Ultra-low-loss(ULL) Spirals
Fiber optic technology has revolutionized communications as it has enabled the flow of large data streams over long distances. All long-haul, metropolitan and an increasing fraction of local ground-based communications links are based on optical fibers. Their tremendous success has been largely driven by the extremely low-loss (< 0.2 dB/km at 1.55 micron) over very broad bandwidth of silica glass. The availability of low-cost, optical fiber has also created applications outside of communications such as fiber-optic gyros [1,2], high-performance electrical oscillators [3], continuum generation [4], and optical buffers [5]. In each of these applications, the fiber is coiled-up into a small footprint. Such applications have fueled interest in chip-based waveguides with "fiber-like optical loss" as an alternative. Such a waveguide could be lithographically fabricated and even integrated with electronics into a robust solid-state device. However, high-performance chip-based waveguides exhibit optical loss in the range of 0.1 dB/cm or roughly 5 orders worse than for optical fiber. It is important to realize that this 5 order-of-magnitude factor appears in the exponent when computing the end-to-end power transmission through a waveguide!

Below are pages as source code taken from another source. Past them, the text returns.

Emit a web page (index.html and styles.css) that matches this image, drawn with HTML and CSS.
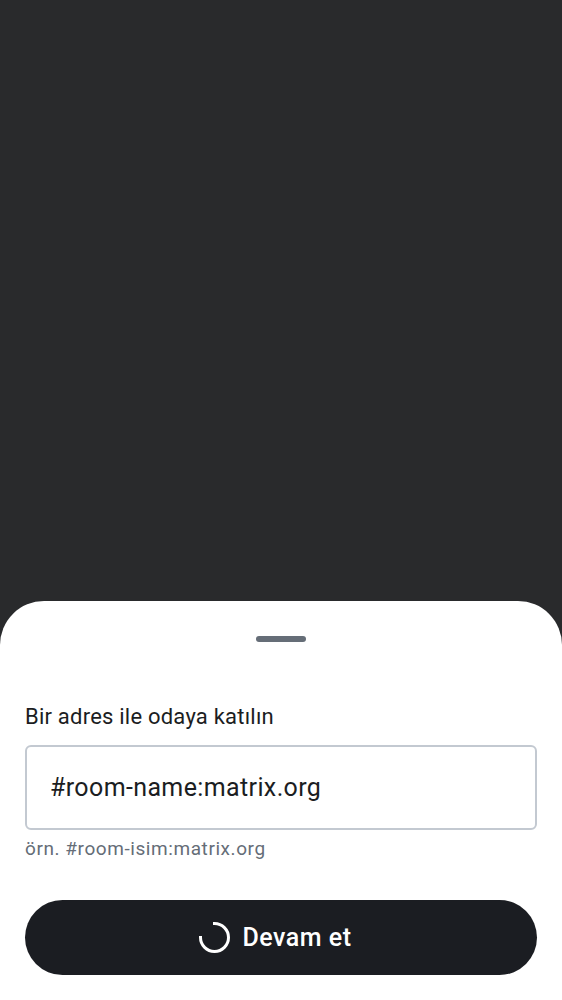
FILE: index.html
```html
<!DOCTYPE html>
<html lang="tr">
<head>
<meta charset="utf-8">
<meta name="viewport" content="width=device-width, initial-scale=1">
<title>Odaya katıl</title>
<link rel="stylesheet" href="styles.css">
</head>
<body>
<main class="scrim">
  <section class="sheet">
    <div class="handle"></div>
    <form class="form">
      <label class="label" for="address">Bir adres ile odaya katılın</label>
      <input class="field" id="address" type="text" value="#room-name:matrix.org" aria-describedby="hint">
      <p class="hint" id="hint">örn. #room-isim:matrix.org</p>
      <button class="submit" type="button">
        <svg class="spinner" viewBox="0 0 32 32" aria-hidden="true"><path d="M15.5 1.5A14 14 0 1 1 1.5 15.5" fill="none" stroke="currentColor" stroke-width="3" stroke-linecap="square"/></svg>
        <span>Devam et</span>
      </button>
    </form>
  </section>
</main>
</body>
</html>
```
FILE: styles.css
```css
* {
  box-sizing: border-box;
}

body {
  margin: 0;
  font-family: Roboto, sans-serif;
  color: #1b1d22;
}

.scrim {
  display: flex;
  flex-direction: column;
  justify-content: flex-end;
  min-height: 100vh;
  background: #292a2c;
}

.sheet {
  padding: 35px 25px 25px;
  border-radius: 44px 44px 0 0;
  background: #fff;
}

.handle {
  width: 50px;
  height: 6px;
  margin: 0 auto;
  border-radius: 3px;
  background: #656d77;
}

.form {
  display: flex;
  flex-direction: column;
  padding-top: 58px;
}

.label {
  margin-bottom: 11px;
  font-size: 22px;
  line-height: 34px;
  letter-spacing: 0.01em;
}

.field {
  width: 100%;
  height: 85px;
  padding: 0 23px;
  border: 2px solid #c3c9d1;
  border-radius: 6px;
  background: #fff;
  color: inherit;
  font: 400 25px/38px Roboto, sans-serif;
  letter-spacing: 0.015em;
  outline: 0;
}

.hint {
  margin: 6px 0 38px;
  font-size: 19px;
  line-height: 26px;
  letter-spacing: 0.03em;
  color: #656d77;
}

.submit {
  display: flex;
  align-items: center;
  justify-content: center;
  gap: 12px;
  height: 75px;
  padding: 0 36px 0 24px;
  border: 0;
  border-radius: 38px;
  background: #1b1d22;
  color: #fff;
  font: 500 25px/38px Roboto, sans-serif;
  letter-spacing: 0.02em;
}

.spinner {
  width: 32px;
  height: 32px;
}
```
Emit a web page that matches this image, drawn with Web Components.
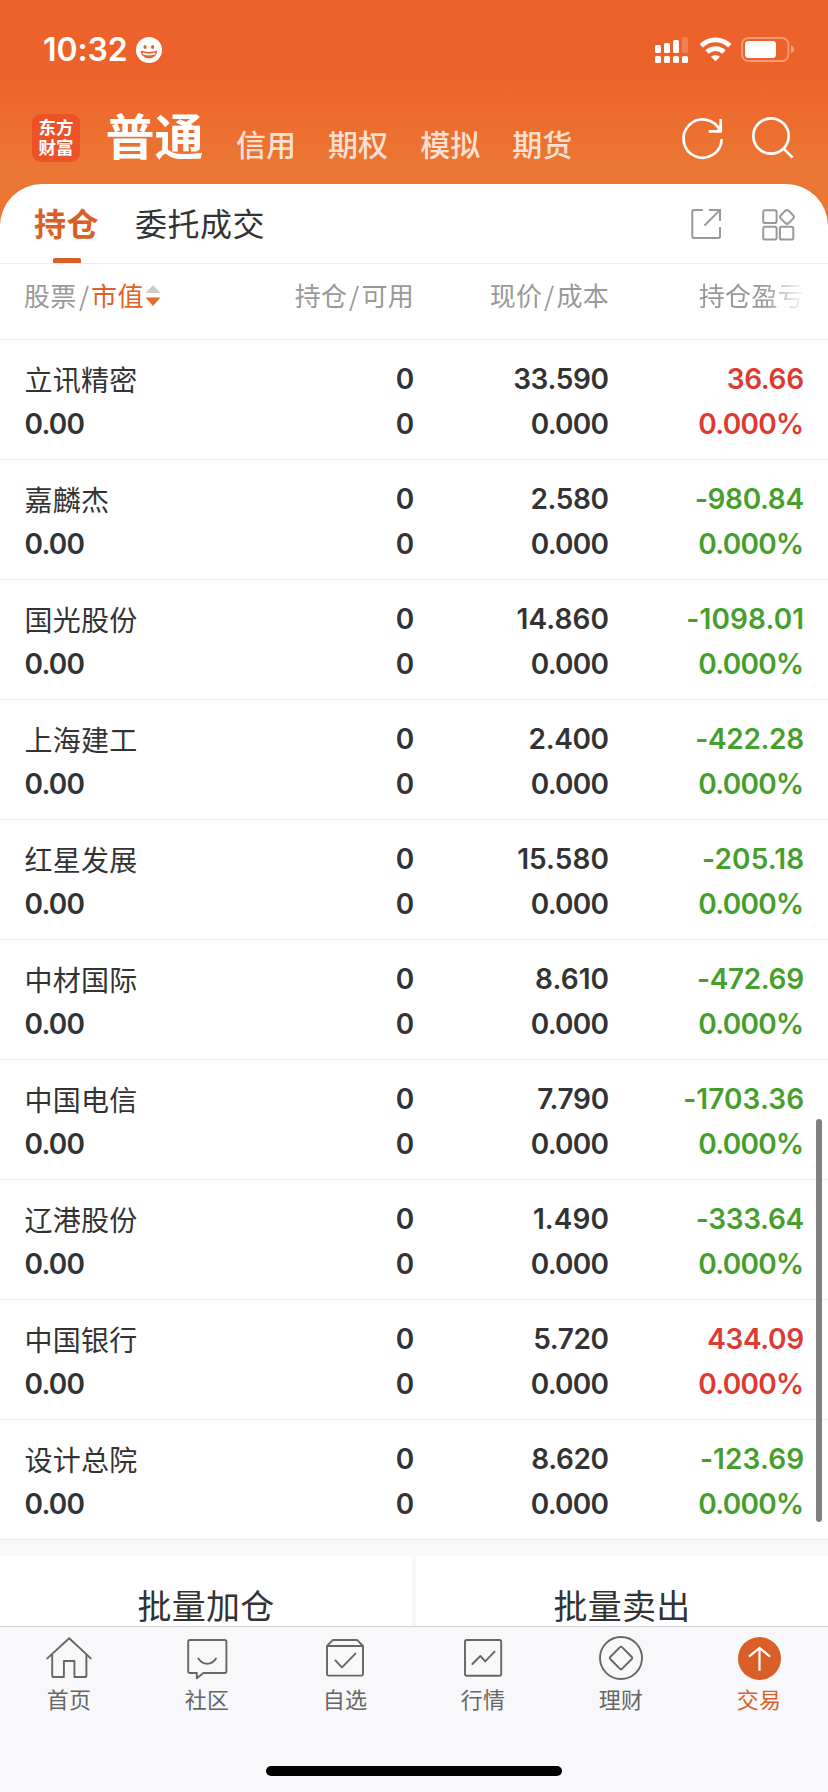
<!DOCTYPE html>
<html lang="zh-CN">
<head>
<meta charset="utf-8">
<title>持仓</title>
<style>
  html, body { margin: 0; padding: 0; }
  body { width: 828px; height: 1792px; overflow: hidden; background: #f7f8fa; font-family: Inter, "Noto Sans CJK SC", sans-serif; color: #333; }
</style>
</head>
<body>
<trade-app></trade-app>

<script>
const CJK = '"Noto Sans CJK SC", "Noto Sans", sans-serif';

function define(name, render) {
  customElements.define(name, class extends HTMLElement {
    connectedCallback() {
      if (this.shadowRoot) return;
      this.attachShadow({ mode: 'open' }).innerHTML = render(this);
    }
  });
}

/* Status bar: clock, focus face, signal, wifi, battery */
define('status-bar', () => `
<style>
  :host { display: flex; height: 100px; align-items: center; padding: 0 33px 0 43px; box-sizing: border-box; color: #fff; }
  .time { font: 600 32px/40px Inter, sans-serif; letter-spacing: -.1px; width: 93px; white-space: nowrap; }
  svg { display: block; }
  .face { margin-right: auto; }
  .wifi { margin: 0 9px 0 11px; }
</style>
<span class="time">10:32</span>
<svg class="face" width="26" height="26" viewBox="136 37 26 26">
  <circle cx="149" cy="50" r="13" fill="#fff"/>
  <ellipse cx="145.1" cy="47" rx="1.6" ry="2.1" fill="#ec622a"/><ellipse cx="152.6" cy="47" rx="1.6" ry="2.1" fill="#ec622a"/>
  <path d="M140.6 50.6Q149 53.4 157.2 50.6Q156.6 58.4 149 58.4Q141.4 58.4 140.6 50.6Z" fill="#ec622a"/>
  <path d="M142.4 52.6Q149 54.8 155.6 52.6L154.8 54.4Q149 56.2 143.2 54.4Z" fill="#fff"/>
</svg>
<svg width="33" height="26" viewBox="655 37 33 26" fill="#fff">
  <rect x="655" y="45" width="6" height="8" rx="1.6"/><rect x="664" y="43" width="6" height="10" rx="1.6"/>
  <rect x="673" y="40" width="6" height="13" rx="1.6"/><rect x="682" y="37" width="6" height="16" rx="1.6" opacity=".2"/>
  <rect x="655" y="56" width="6" height="7" rx="1.6"/><rect x="664" y="56" width="6" height="7" rx="1.6"/>
  <rect x="673" y="56" width="6" height="7" rx="1.6"/><rect x="682" y="56" width="6" height="7" rx="1.6"/>
</svg>
<svg class="wifi" width="33" height="26" viewBox="699 37 33 26">
  <g fill="none" stroke="#fff" stroke-width="4.8">
    <path d="M701.2 45.8A20.4 20.4 0 0 1 729.8 45.8"/><path d="M707 52A12.2 12.2 0 0 1 724 52"/>
  </g>
  <path d="M715.5 61.2L711 56.8Q715.5 53.4 720 56.8Z" fill="#fff"/>
</svg>
<svg width="54" height="26" viewBox="741 37 54 26">
  <rect x="742" y="38" width="46.4" height="23" rx="6.4" fill="none" stroke="#fff" stroke-opacity=".37" stroke-width="2"/>
  <rect x="745" y="41" width="31" height="17" rx="3.4" fill="#fff"/>
  <path d="M791 45Q794 46.4 794 49.2Q794 52 791 53.2Z" fill="#fff" opacity=".4"/>
</svg>`);

/* Account header: brand mark, account kinds, refresh and search */
define('account-header', () => `
<style>
  :host { display: flex; height: 84px; padding: 0 34px 0 32px; box-sizing: border-box; color: #fff; font-family: ${CJK}; }
  .logo { width: 48px; height: 48px; margin-top: 14px; border-radius: 9px; background: #eb5228; font-size: 17.5px; font-weight: 700; line-height: 20px; text-align: center; box-sizing: border-box; padding: 3px 6px 0; word-break: break-all; }
  nav { display: flex; align-items: baseline; height: 70px; margin-left: 25px; font-size: 30px; font-weight: 500; color: rgba(255,255,255,.8); line-height: 70px; }
  nav span { margin-right: 32.1px; white-space: nowrap; }
  nav .on { position: relative; top: -1px; left: .5px; font-size: 49px; font-weight: 700; color: #fff; margin-right: 33px; }
  svg { display: block; margin: 14px 0 0 auto; }
</style>
<div class="logo">东方财富</div>
<nav><span class="on">普通</span><span>信用</span><span>期权</span><span>模拟</span><span>期货</span></nav>
<svg width="114" height="48" viewBox="680 114 114 48" fill="none" stroke="#fff" stroke-width="2.7">
  <path d="M721.7 139A19.1 19.1 0 1 1 720.2 131.2"/><path d="M720.7 119V131.4H708.7"/>
  <circle cx="771" cy="136" r="17.7"/><path d="M783.4 148.4L792.6 157.6"/>
</svg>`);

/* Sheet tabs */
define('sheet-tabs', () => `
<style>
  :host { display: flex; height: 80px; box-sizing: border-box; border-bottom: 1px solid #ececec; padding: 0 33px 0 34px; font: 400 32px/76px ${CJK}; letter-spacing: .5px; color: #333; }
  .on { position: relative; color: #d95e27; font-weight: 700; margin-right: 36px; }
  .on::after { content: ""; position: absolute; left: 19px; bottom: 0; width: 28px; height: 5px; border-radius: 2px 2px 0 0; background: #d95e27; }
  svg { display: block; margin: 23px 0 0 auto; }
</style>
<span class="on">持仓</span><span>委托成交</span>
<svg width="105" height="36" viewBox="690 207 105 36" fill="none" stroke="#999" stroke-width="2">
  <path d="M702.8 210H694Q692.3 210 692.3 211.7V236.3Q692.3 238 694 238H718.3Q720 238 720 236.3V227"/>
  <path d="M709 210H720V221M719.6 210.4L704.5 225.5"/>
  <rect x="763.2" y="210.2" width="13.4" height="12.9" rx="1.8"/><rect x="763.2" y="226.7" width="13.4" height="12.9" rx="1.8"/><rect x="779.9" y="226.7" width="13.4" height="12.9" rx="1.8"/>
  <rect x="781.5" y="211.4" width="11" height="11" rx="2.4" transform="rotate(45 787 216.9)"/>
</svg>`);

/* Column titles */
define('table-head', () => `
<style>
  :host { display: grid; grid-template-columns: 190px 199px 195px 195px; height: 76px; box-sizing: border-box; padding-left: 24px; border-bottom: 1px solid #ececec; font: 400 26px/62px ${CJK}; letter-spacing: .3px; color: #999; }
  div { text-align: right; white-space: nowrap; position: relative; left: 1px; }
  i { font-style: normal; margin: 0 1.8px; }
  .first { text-align: left; display: flex; left: 0; }
  .first i { margin: 0 1.6px 0 2.4px; }
  b { font-weight: 400; color: #e0622a; }
  svg { display: block; margin: 21px 0 0 1px; }
  .fade { -webkit-mask-image: linear-gradient(90deg, #000 0 155px, transparent 197px); mask-image: linear-gradient(90deg, #000 0 155px, transparent 197px); }
</style>
<div class="first">股票<i>/</i><b>市值</b><svg width="16" height="22" viewBox="0 0 16 22"><path d="M8 0L15.4 8H.6Z" fill="#ccc"/><path d="M8 21L15.4 12.4H.6Z" fill="#e8672f"/></svg></div>
<div>持仓<i>/</i>可用</div><div>现价<i>/</i>成本</div><div class="fade">持仓盈亏</div>`);

/* Numerals: the tracking evens out the narrow 1 and the wide 0 */
function num(text) {
  const ls = /^0\.0/.test(text) ? -.7 : text.includes('1') ? .1 : -.35;
  return `<span style="letter-spacing:${ls}px;margin-right:${(-.1 - ls).toFixed(2)}px">${text}</span>`;
}

/* One holding */
define('stock-row', el => `
<style>
  :host { display: grid; grid-template-columns: 190px 199px 195px 195px; height: 120px; box-sizing: border-box; padding: 17px 0 0 25px; border-bottom: 1px solid #ececec; font: 600 28px/45px Inter, sans-serif; color: #333; }
  div { text-align: right; white-space: nowrap; }
  div span { display: block; }
  .name { text-align: left; position: relative; left: -.6px; }
  .name span:first-child { font: 400 28px/45px ${CJK}; letter-spacing: .3px; }
  .pl { color: ${el.getAttribute('pl').startsWith('-') ? '#469f2c' : '#dd3a32'}; }
</style>
<div class="name"><span><slot></slot></span>${num('0.00')}</div>
<div>${num('0')}${num('0')}</div>
<div>${num(el.getAttribute('price'))}${num('0.000')}</div>
<div class="pl">${num(el.getAttribute('pl'))}${num('0.000%')}</div>`);

define('batch-actions', () => `
<style>
  :host { display: grid; grid-template-columns: 412px 412px; column-gap: 4px; height: 70px; margin-top: 16px; font: 400 34px/58px ${CJK}; letter-spacing: .2px; color: #333; text-align: center; }
  div { background: #fff; box-sizing: border-box; height: 70px; padding-top: 20px; }
  div:first-child { padding-right: 3px; }
</style>
<div>批量加仓</div><div>批量卖出</div>`);

define('tab-item', el => `
<style>
  :host { display: flex; flex-direction: column; align-items: center; width: 138px; font: 400 22px/32px ${CJK}; color: #666; }
  :host([active]) { color: #d95e27; }
  svg { display: block; margin: 7px 0 0; }
  span { letter-spacing: .2px; }
</style>
<svg width="48" height="48" viewBox="${el.getAttribute('left')} 1634 48 48" fill="none" stroke="currentColor" stroke-width="1.9" stroke-linecap="round" stroke-linejoin="round">${ICONS[el.getAttribute('icon')]}</svg>
<span><slot></slot></span>`);

const ICONS = {
  home: '<path d="M47.3 1658.4L69.2 1638.2L90.8 1658.4"/><path d="M52.2 1655V1675.4Q52.2 1677 53.8 1677H63.9V1661H74.4V1677H84.8Q86.4 1677 86.4 1675.4V1655"/>',
  chat: '<path d="M190 1640H224.6Q226.4 1640 226.4 1641.8V1671.2Q226.4 1673 224.6 1673H203.4L196.8 1678.2V1673H190Q188.2 1673 188.2 1671.2V1641.8Q188.2 1640 190 1640Z"/><path d="M198.4 1658.6Q201.6 1663.8 207.2 1663.8T216 1658.6"/>',
  pick: '<path d="M327 1646L332.2 1640.6Q332.7 1640 333.6 1640H356.4Q357.3 1640 357.8 1640.6L363 1646V1673.8Q363 1675.6 361.2 1675.6H328.8Q327 1675.6 327 1673.8ZM327 1646H363"/><path d="M335.4 1660.4L342 1667.4L355.4 1653.6"/>',
  chart: '<rect x="465" y="1640" width="36.2" height="35.8" rx="1.8"/><path d="M472.4 1664L480.4 1656L485.2 1661.4L494.6 1651.6"/>',
  wealth: '<circle cx="621" cy="1658" r="21"/><path d="M620 1647.2Q621 1646.2 622 1647.2L631.8 1657Q632.8 1658 631.8 1659L622 1668.8Q621 1669.8 620 1668.8L610.2 1659Q609.2 1658 610.2 1657Z"/>',
  trade: '<circle cx="759.5" cy="1658.5" r="21.5" fill="#d95e27" stroke="none"/><path d="M759.5 1670.8V1648.2M749 1656.6L759.5 1648L770.1 1656.6" stroke="#fff" stroke-width="2.2" stroke-linecap="butt" stroke-linejoin="miter"/>'
};

define('tab-bar', () => `
<style>
  :host { display: flex; flex-direction: column; height: 166px; box-sizing: border-box; border-top: 1px solid #d2d2d6; background: #f8f8fa; }
  .items { display: flex; height: 139px; }
  .home { width: 296px; height: 10px; border-radius: 5px; background: #000; margin: 0 auto; }
</style>
<div class="items">
  <tab-item icon="home" left="45">首页</tab-item><tab-item icon="chat" left="183">社区</tab-item>
  <tab-item icon="pick" left="321">自选</tab-item><tab-item icon="chart" left="459">行情</tab-item>
  <tab-item icon="wealth" left="597">理财</tab-item><tab-item icon="trade" left="735" active>交易</tab-item>
</div>
<div class="home"></div>`);

define('trade-app', () => `
<style>
  :host { display: block; position: relative; width: 828px; height: 1792px; background: #f7f8fa; }
  .top { height: 240px; margin-bottom: -56px; background: linear-gradient(#ec622a 0 70px, #ed6b2e 112px, #eb7532 160px, #ed7633 240px); }
  .sheet { position: relative; background: #fff; border-radius: 42px 42px 0 0; }
  .bar { position: absolute; left: 816px; top: 1119px; width: 6px; height: 403px; border-radius: 3px; background: #808080; }
</style>
<div class="top"><status-bar></status-bar><account-header></account-header></div>
<div class="sheet">
  <sheet-tabs></sheet-tabs>
  <table-head></table-head>
  <stock-row price="33.590" pl="36.66">立讯精密</stock-row>
  <stock-row price="2.580" pl="-980.84">嘉麟杰</stock-row>
  <stock-row price="14.860" pl="-1098.01">国光股份</stock-row>
  <stock-row price="2.400" pl="-422.28">上海建工</stock-row>
  <stock-row price="15.580" pl="-205.18">红星发展</stock-row>
  <stock-row price="8.610" pl="-472.69">中材国际</stock-row>
  <stock-row price="7.790" pl="-1703.36">中国电信</stock-row>
  <stock-row price="1.490" pl="-333.64">辽港股份</stock-row>
  <stock-row price="5.720" pl="434.09">中国银行</stock-row>
  <stock-row price="8.620" pl="-123.69">设计总院</stock-row>
</div>
<batch-actions></batch-actions>
<tab-bar></tab-bar>
<div class="bar"></div>`);
</script>
</body>
</html>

In effect, one can view a whispering gallery resonator as a closed-loop waveguide. Therefore the ability to fabricate ultra-high-Q chip-based resonators enables the fabrication of ultra-low-loss waveguides. Our group has demonstrated a monolithic silica waveguide as long as 27 m with loss-rate of 0.1 dB/m and a 7m-long waveguide featuring record-loss rate values of 0.05 dB/m near 1.55 micron [6]. The photograph in figure 1 shows a slicon wafer containing four, cascaded spiral waveguides having a combined length of 27 meters. The input and output to the waveguide are at the upper left and upper right of the image. The function of such a waveguide as an optical buffer was also confirmed. These waveguides are formed in a pair of interleaved spirals, providing input and output ports, connected at the center by an adiabatic coupler. The details of the design algorithm can be found in [7,8]. With design optimization, we envision that silica waveguides can be packed with higher density on a silicon chip.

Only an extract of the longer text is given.